-- start --

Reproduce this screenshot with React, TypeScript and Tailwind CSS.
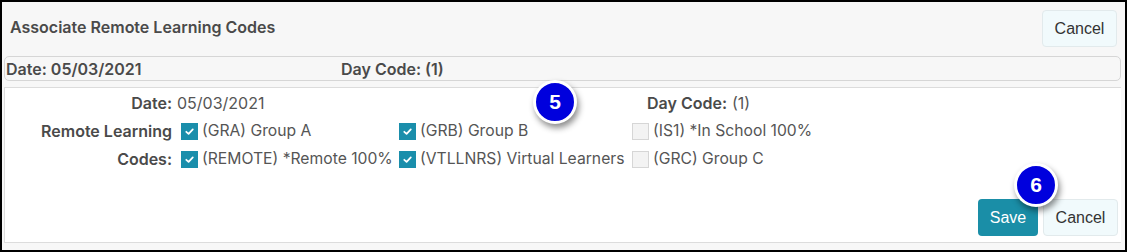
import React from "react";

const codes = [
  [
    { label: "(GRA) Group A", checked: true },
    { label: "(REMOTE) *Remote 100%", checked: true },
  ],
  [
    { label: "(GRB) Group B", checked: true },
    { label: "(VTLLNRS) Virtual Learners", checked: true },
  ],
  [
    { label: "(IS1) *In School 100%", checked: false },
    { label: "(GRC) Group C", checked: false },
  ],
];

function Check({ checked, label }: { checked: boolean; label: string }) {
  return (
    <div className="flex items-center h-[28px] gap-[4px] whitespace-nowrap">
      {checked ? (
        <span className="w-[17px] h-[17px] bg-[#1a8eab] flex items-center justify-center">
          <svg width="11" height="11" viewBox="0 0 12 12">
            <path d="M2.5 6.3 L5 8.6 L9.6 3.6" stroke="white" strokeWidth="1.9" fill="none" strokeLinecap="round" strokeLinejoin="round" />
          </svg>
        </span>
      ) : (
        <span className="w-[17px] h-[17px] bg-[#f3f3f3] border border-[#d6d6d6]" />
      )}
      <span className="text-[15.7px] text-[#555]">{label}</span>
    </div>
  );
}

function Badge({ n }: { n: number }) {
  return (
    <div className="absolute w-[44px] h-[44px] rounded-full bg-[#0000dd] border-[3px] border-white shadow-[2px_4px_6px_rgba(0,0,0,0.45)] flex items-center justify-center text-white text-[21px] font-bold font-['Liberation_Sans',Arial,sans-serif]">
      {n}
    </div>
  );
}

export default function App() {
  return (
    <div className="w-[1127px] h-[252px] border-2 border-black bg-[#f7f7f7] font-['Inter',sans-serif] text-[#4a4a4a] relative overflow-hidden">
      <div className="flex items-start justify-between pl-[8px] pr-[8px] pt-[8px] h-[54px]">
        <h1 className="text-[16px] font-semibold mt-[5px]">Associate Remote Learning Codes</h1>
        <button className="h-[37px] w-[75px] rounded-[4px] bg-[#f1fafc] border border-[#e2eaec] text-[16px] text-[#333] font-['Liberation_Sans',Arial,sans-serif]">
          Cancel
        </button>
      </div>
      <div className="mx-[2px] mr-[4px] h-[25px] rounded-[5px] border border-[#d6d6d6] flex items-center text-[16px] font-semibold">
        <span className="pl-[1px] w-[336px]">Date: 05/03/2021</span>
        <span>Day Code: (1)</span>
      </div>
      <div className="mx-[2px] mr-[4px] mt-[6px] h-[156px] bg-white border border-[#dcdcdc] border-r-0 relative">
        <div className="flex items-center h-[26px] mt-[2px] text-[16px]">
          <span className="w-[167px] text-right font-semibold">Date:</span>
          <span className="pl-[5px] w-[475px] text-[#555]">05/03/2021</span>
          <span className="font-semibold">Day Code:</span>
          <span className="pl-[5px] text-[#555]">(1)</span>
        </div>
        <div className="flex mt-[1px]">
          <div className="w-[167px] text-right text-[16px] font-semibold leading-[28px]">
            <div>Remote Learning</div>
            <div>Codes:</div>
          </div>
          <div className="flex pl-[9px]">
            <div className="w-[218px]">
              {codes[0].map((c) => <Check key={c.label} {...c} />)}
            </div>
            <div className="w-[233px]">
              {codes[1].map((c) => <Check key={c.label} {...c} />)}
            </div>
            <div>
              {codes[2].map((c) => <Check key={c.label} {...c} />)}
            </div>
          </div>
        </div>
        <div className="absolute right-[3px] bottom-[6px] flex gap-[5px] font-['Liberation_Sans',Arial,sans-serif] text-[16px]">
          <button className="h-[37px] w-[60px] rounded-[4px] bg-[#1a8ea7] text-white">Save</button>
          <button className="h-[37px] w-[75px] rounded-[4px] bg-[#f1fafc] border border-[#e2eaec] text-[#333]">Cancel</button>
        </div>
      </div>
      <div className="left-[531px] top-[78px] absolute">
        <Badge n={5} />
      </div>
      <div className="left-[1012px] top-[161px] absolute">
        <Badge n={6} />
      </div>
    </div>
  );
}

-- end --

■ TASK REQUIREMENTS:
Output exactly the span of lines from the top of the listing through the line holding "import React from", and leave every picture out.

■ RIGHT ANSWER:
Reproduce this screenshot with React, TypeScript and Tailwind CSS.
import React from "react";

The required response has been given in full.